§ **The task**: Pick out each line below containing "styles".

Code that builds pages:
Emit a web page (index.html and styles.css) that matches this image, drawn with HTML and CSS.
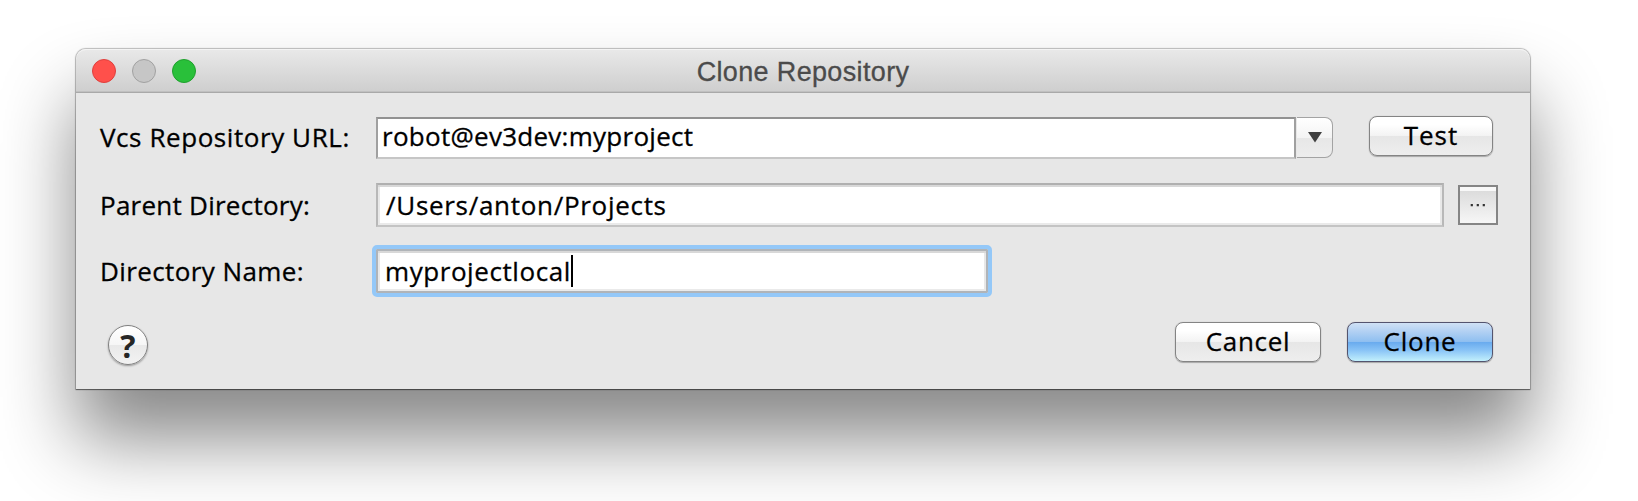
FILE: index.html
```
<!DOCTYPE html>
<html lang="en">
<head>
<meta charset="utf-8">
<title>Clone Repository</title>
<link rel="stylesheet" href="styles.css">
</head>
<body>
<main class="window">
  <header class="titlebar">
    <div class="lights"><span class="light red"></span><span class="light gray"></span><span class="light green"></span></div>
    <h1 class="title"><span class="t-title">Clone Repository</span></h1>
  </header>
  <div class="content">
    <div class="row row-url">
      <label class="label"><span class="t-url">Vcs Repository URL:</span></label>
      <div class="combo">
        <div class="combo-field"><span class="t-robot">robot@ev3dev:myproject</span></div>
        <div class="combo-arrow"><svg width="14" height="11" viewBox="0 0 14 11"><path d="M0 0H14L7 10.5Z" fill="#404040"/></svg></div>
      </div>
      <div class="button test"><span class="t-test">Test</span></div>
    </div>
    <div class="row row-parent">
      <label class="label"><span class="t-parent">Parent Directory:</span></label>
      <div class="field"><span class="t-path">/Users/anton/Projects</span></div>
      <div class="browse"><svg width="16" height="4" viewBox="0 0 16 4"><path d="M.7 1h2.2v2.2H.7zM6.7 1h2.2v2.2H6.7zM12.7 1h2.2v2.2h-2.2z" fill="#333"/></svg></div>
    </div>
    <div class="row row-name">
      <label class="label"><span class="t-name">Directory Name:</span></label>
      <div class="field focused"><span class="t-local">myprojectlocal</span><span class="caret"></span></div>
    </div>
    <footer class="actions">
      <div class="help"><span class="t-help">?</span></div>
      <div class="button cancel"><span class="t-cancel">Cancel</span></div>
      <div class="button primary"><span class="t-clone">Clone</span></div>
    </footer>
  </div>
</main>
</body>
</html>
```

FILE: styles.css
```
* { box-sizing: border-box; }
body {
  margin: 0;
  height: 501px;
  padding: 49px 108px 0 76px;
  overflow: hidden;
  background: #fff;
  font: 26px/36px "Open Sans", "Noto Sans", sans-serif;
  color: #000;
  -webkit-text-stroke: .3px currentColor;
}
span { white-space: nowrap; }
.window {
  width: 1454px;
  height: 340px;
  border-radius: 10px 10px 0 0;
  background: #e7e7e7;
  box-shadow: 0 0 1px 1px rgba(0,0,0,.25), 0 1px 1px rgba(0,0,0,.4), 0 50px 76px rgba(0,0,0,.47);
}
.titlebar {
  display: grid;
  grid-template-columns: 160px 1fr 160px;
  align-items: center;
  height: 44px;
  border-radius: 10px 10px 0 0;
  border-bottom: 1px solid #a9a9a9;
  background: linear-gradient(#e9e9e9, #cecece);
  box-shadow: inset 0 1px 0 #f4f4f4, inset 0 -1px 0 #c0c0c0;
}
.lights { display: flex; gap: 16px; padding: 1px 0 0 16px; }
.light { width: 24px; height: 24px; border-radius: 50%; border: 1px solid; }
.red { background: #ff504b; border-color: #df3f3d; }
.gray { background: #c6c6c6; border-color: #a1a1a1; }
.green { background: #29c03a; border-color: #1fa02d; }
.title {
  margin: 0;
  padding-top: 2px;
  text-align: center;
  font: 27px/36px "Liberation Sans", Arial, sans-serif;
  letter-spacing: .35px;
  color: #4b4b4b;
}
.content { padding: 23px 32px 0 24px; }
.row { display: flex; }
.label { width: 276px; flex: none; }
.row-url { height: 67px; }
.row-url .label { padding-top: 3px; }
.combo { display: flex; width: 957px; margin: 1px 36px 0 0; height: 42px; }
.combo-field {
  flex: none;
  width: 920px;
  border: 2px solid #a0a0a0;
  border-top-color: #929292;
  border-bottom-color: #c6c6c6;
  background: #fff;
  padding-left: 4px;
  line-height: 34px;
}
.combo-arrow {
  display: flex;
  align-items: center;
  justify-content: center;
  width: 36px;
  height: 41px;
  margin-left: 1px;
  border: 1px solid #a3a3a3;
  border-left: 0;
  border-radius: 0 8px 8px 0;
  background: linear-gradient(#fff, #f4f4f4 50%, #e7e7e7 51%, #ededed);
}
.button {
  height: 40px;
  border: 1px solid #848484;
  border-radius: 8px;
  text-align: center;
  background: linear-gradient(#fff, #fff 20%, #f3f3f3 49%, #e6e6e6 50%, #eee);
  box-shadow: 0 1px 1px rgba(0,0,0,.25), 0 0 1px rgba(0,0,0,.25);
}
.test { width: 124px; }
.row-parent { height: 62px; }
.row-parent .label { padding-top: 4px; }
.field {
  width: 1068px;
  height: 44px;
  border: 2px solid #b8b8b8;
  border-top-color: #b0b0b0;
  border-bottom-color: #c4c4c4;
  background: #fff;
  padding: 2px 0 0 8px;
  box-shadow: inset 0 2px 0 #d8d8d8, inset 2px 0 0 #e8e8e8, inset -2px 0 0 #e8e8e8, inset 0 -2px 0 #eaeaea;
}
.browse {
  display: flex;
  align-items: center;
  justify-content: center;
  width: 40px;
  height: 40px;
  margin: 2px 0 0 14px;
  border: 2px solid #858585;
  background: linear-gradient(#f8f8f8 0 4px, #dcdcdc 4px, #f6f6f6);
}
.row-name { height: 77px; }
.row-name .label { padding-top: 8px; }
.row-name .focused {
  display: flex;
  width: 612px;
  margin-top: 4px;
  border-color: #b0b4b8;
  outline: 4px solid #94c8f8;
  border-radius: 1px;
  padding: 2px 0 0 7px;
}
.caret { width: 2px; height: 32px; margin-top: 2px; background: #000; }
.actions { display: flex; padding: 0 5px 0 8px; }
.help {
  width: 40px;
  height: 40px;
  margin: 3px auto 0 0;
  border: 1px solid #808080;
  border-radius: 50%;
  background: linear-gradient(#fff, #f6f6f6 49%, #e9e9e9 50%, #f2f2f2);
  box-shadow: 0 1px 2px rgba(0,0,0,.35);
  text-align: center;
  font-weight: 700;
  font-size: 32px;
  line-height: 40px;
  color: #262626;
  -webkit-text-stroke: 0;
}
.cancel { width: 146px; margin-right: 26px; }
.primary {
  width: 146px;
  border-color: #54546e;
  background: linear-gradient(#d0e1f5, #b5d2f3 20%, #8fbff0 49%, #68aaee 50%, #8ac4f6 72%, #c2f0fc);
}
.t-url { letter-spacing: .57px; }
.t-robot { letter-spacing: .27px; }
.t-parent { letter-spacing: .25px; }
.t-path { letter-spacing: .7px; }
.t-name { letter-spacing: .4px; }
.t-local { letter-spacing: .57px; }
.t-test { letter-spacing: 1px; }
.t-cancel { letter-spacing: .65px; }
.t-clone { letter-spacing: .75px; }
```
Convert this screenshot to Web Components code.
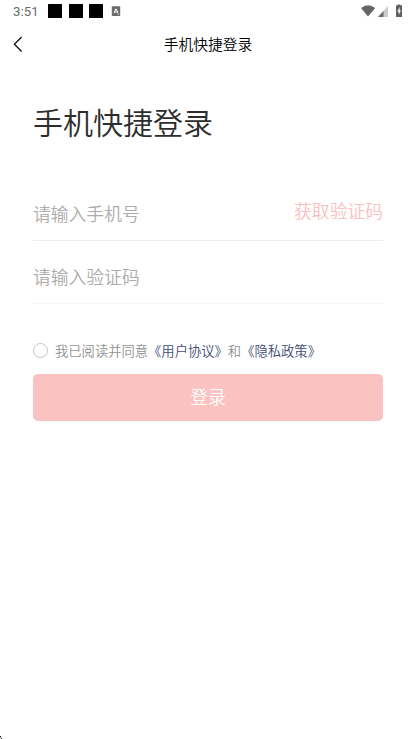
<!DOCTYPE html>
<html lang="zh-CN">
<head>
<meta charset="utf-8">
<title>手机快捷登录</title>
<style>
html,body{margin:0;background:#fff;height:739px;overflow:hidden}
body{font-family:"Noto Sans CJK SC",sans-serif;font-weight:350;color:#333}
</style>
</head>
<body>
<login-screen></login-screen>
<script>
const define = (name, html) => {
  const t = document.createElement('template');
  t.innerHTML = html.trim();
  customElements.define(name, class extends HTMLElement {
    constructor() {
      super();
      this.attachShadow({mode: 'open'}).append(t.content.cloneNode(true));
    }
  });
};

define('status-bar', `
<style>
:host{display:flex;height:22px;box-sizing:border-box;padding:0 13px;align-items:flex-start}
.time{font:13.2px/15px Roboto,sans-serif;color:#6b6b6b;width:35px;padding-top:4px;letter-spacing:.1px}
.blocks{display:flex;gap:6.5px;padding-top:4px}
.blocks i{width:14px;height:14px;background:#000;border-radius:.5px}
.app{margin:6px 0 0 8px}
.right{margin-left:auto;display:flex}
svg{display:block}
</style>
<span class="time">3:51</span>
<span class="blocks"><i></i><i></i><i></i></span>
<svg class="app" width="10" height="11" viewBox="0 0 10 11"><rect x=".8" y=".2" width="8.4" height="9.9" rx="1" fill="#6b6b6b"/><path d="M3 7.3 4.7 3h.6L7 7.3M3.6 5.9h2.8" fill="none" stroke="#fff" stroke-width="1"/><path d="M6.7 8.2h1.3" stroke="#fff" stroke-width=".7"/></svg>
<span class="right">
<svg width="44" height="20" viewBox="0 0 44 20"><path d="M2 8.1Q9 2.3 16.2 8.1L9 16.5Z" fill="#646464"/><path d="M29 6v11H19Z" fill="#cbcbcb"/><path d="M24.5 11v6H19Z" fill="#6b6b6b"/><path d="M37.5 5.2h1.2v-.7h2.6v.7h1.2q.5 0 .5.5v10.8q0 .5-.5.5h-5q-.5 0-.5-.5V5.7q0-.5.5-.5Z" fill="#616161"/><path d="M40.7 7 38.3 11.5h1.4v3.3l2.2-4.4h-1.3Z" fill="#fff"/></svg>
</span>`);

define('nav-bar', `
<style>
:host{display:grid;grid-template-columns:60px 1fr 60px;height:44px;align-items:center}
svg{display:block;margin-left:11px}
div{text-align:center;font-size:14.75px;line-height:22px;color:#000}
</style>
<svg width="14" height="18" viewBox="0 0 14 18"><path d="M10.6 2 3.4 9.3l7.2 7.2" fill="none" stroke="#111" stroke-width="1.3"/></svg>
<div><slot></slot></div>`);

define('form-field', `
<style>
:host{display:flex;box-sizing:border-box;height:63px;border-bottom:1px solid var(--line,#eee);padding-top:var(--top,23px);align-items:flex-start;justify-content:space-between;font-size:17.8px;line-height:26px;color:#acacac}
::slotted([slot=action]){color:#f9c0bf;margin-top:-3px}
</style>
<span><slot></slot></span><slot name="action"></slot>`);

define('agree-row', `
<style>
:host{display:flex;align-items:center;height:20px;font-size:13.3px;line-height:20px;color:#929292;white-space:nowrap}
i{width:13px;height:13px;border:1px solid #c4c4c4;border-radius:50%;margin:-2px 7px 0 0}
</style>
<i></i><span><slot></slot></span>`);

define('doc-link', `<style>:host{display:inline;color:#3e4d76}</style><slot></slot>`);

define('primary-button', `
<style>
:host{display:flex;height:47px;box-sizing:border-box;padding-bottom:4px;align-items:center;justify-content:center;background:#fac2c1;border-radius:5px;color:#fff;font-size:17.8px;line-height:26px}
</style>
<slot></slot>`);

define('login-screen', `
<style>
:host{display:flex;flex-direction:column;width:416px;height:739px;position:relative}
main{padding:0 33px;display:flex;flex-direction:column}
h1{margin:33px 0 0;font-weight:inherit;font-size:30px;line-height:44px;color:#2d2d2d}
.fields{margin-top:34px}
agree-row{margin-top:37px}
primary-button{margin-top:13px}
.corner{position:absolute;left:0;bottom:0;display:block}
</style>
<status-bar></status-bar>
<nav-bar>手机快捷登录</nav-bar>
<main>
<h1>手机快捷登录</h1>
<div class="fields">
<form-field style="height:64px">请输入手机号<span slot="action">获取验证码</span></form-field>
<form-field style="--line:#f6f6f6;--top:22px">请输入验证码</form-field>
</div>
<agree-row>我已阅读并同意<doc-link>《用户协议》</doc-link>和<doc-link>《隐私政策》</doc-link></agree-row>
<primary-button>登录</primary-button>
</main>
<svg class="corner" width="3" height="3" viewBox="0 0 3 3"><path d="M0 0h1v1H0zM1 2h1v1H1z" fill="#111"/><path d="M0 1h1v1H0z" fill="#999"/></svg>`);
</script>
</body>
</html>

§ **Response to this task**:
Emit a web page (index.html and styles.css) that matches this image, drawn with HTML and CSS.
<link rel="stylesheet" href="styles.css">
FILE: styles.css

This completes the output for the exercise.